まろやかインド哲学

専門性よりも親しみやすさを優先し、インド思想(インドの視点)をまろやかな日本語で分解演習します。座学クラスの演習共有のほか、サーンキヤとヨーガの教典についてコメントしながら綴ります。

ビンゴでギーター 12章5節

この12章5節は東京で2名のかたが選定されました。顕現(vyakta)と非顕現(avyakta)について説いている節です。
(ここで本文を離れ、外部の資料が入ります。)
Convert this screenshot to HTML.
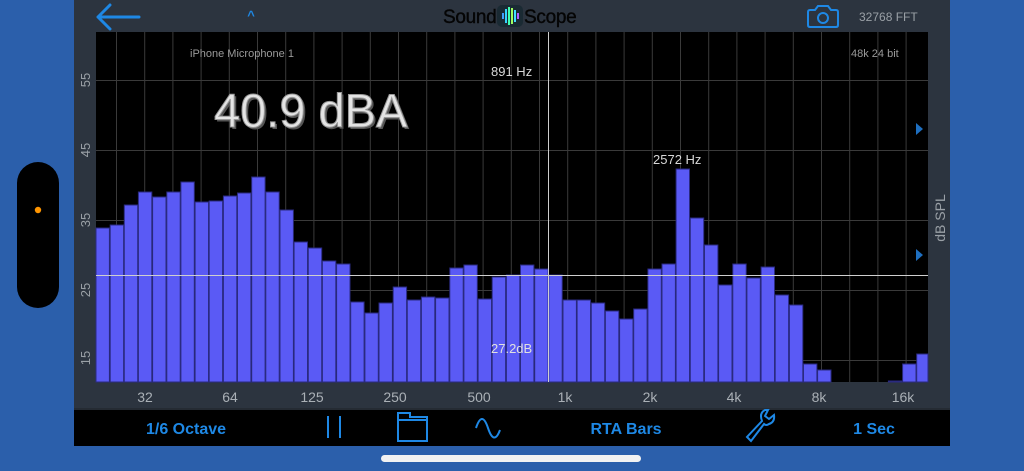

だが、非顕現なものに専念した人々の労苦はより多大である。というのは、非顕現な帰結は、肉体を有する人々によっては到達され難いから。
上村勝彦 訳

 

ふたりとも上村勝彦さんの訳を読んで、選定理由は以下のコメントでした。

  • クリシュナ(=世界、神 と理解)に専念するよりも、労苦が多いことに(あえて)専念する人々がいるとは! 世の中にはすごい人がいるのだな、と思って。(東京・Kさん)
  • ブラフマンと一体になれ、といいながらそれは成し得づらい、それならば別の物体として存在するクリシュナを神として念じればいい、と解説書にありました。もっとストレートに念じられないのか、まどろっこしいなあと思い気になりました。(東京・Yさん)

 

Kさんは「そこまでしがみつけるなんてすごい」

Yさんは「もっとシンプルな態度で念じさせて」

ふたりの視点はいっけん逆ですが、これは信仰についてインドの後世で議論される「猿の道」と「猫の道」のあり方をと少し似ています。これは神と人間の関係を動物の親子関係にたとえたもので、川を渡る局面で

  • 猿=子が親の身体にしがみつく
  • 猫=子は親におまかせ。親が口でくわえて運ぶ

この、どちらか。こういう議論が過去にあったそうです。ラーマーヌジャという11世紀の哲学者の思想を受け継いだ人たちのあいだで起こったとされる、バクティに関する論争のふたつの道。

なにか信仰についてのフレーズを目にしたときに、このような双方の態度があることを知っておくのはたいへん重要なので、同じ節を読んでのおふたりのコメントはたいへん興味深いものです。

 

この12章5節そのものは顕現(vyakta)と非顕現(avyakta)について説いており、人間は肉体を持っているから、自分と同様に肉体を持ったものを信じやすいということなのですが、同じ日本語の訳を読み比べるよりは、英文を読むほうが認識しやすいです。

Greater is their trouble whose thoughts are set on the Unmanifest;for the Goal, the Unmanifest, is very hard for the embodied to reach.
(「iPhone GitaiPhoneアプリ


set on the Unmanifest のうえでの thoughts はむずかしい。「マニフェスト」は、よく選挙で目にする単語です。
vyakta(顕現)をマニフェストと訳しているのはたいへんおもしろく、英語なのに日本人向きな感じがするのは、いまの日本社会政治の運営方法がが欧米式で導かれているからでしょう。
できるできないは先のこととして、「こうする」と宣言するマニフェスト。顕現ではなく宣言だけどマニフェスト
これがないと、誰を信じていいかわからない。決定ができない。
ギーターのこの節で説かれていることは、こういうことと似ています。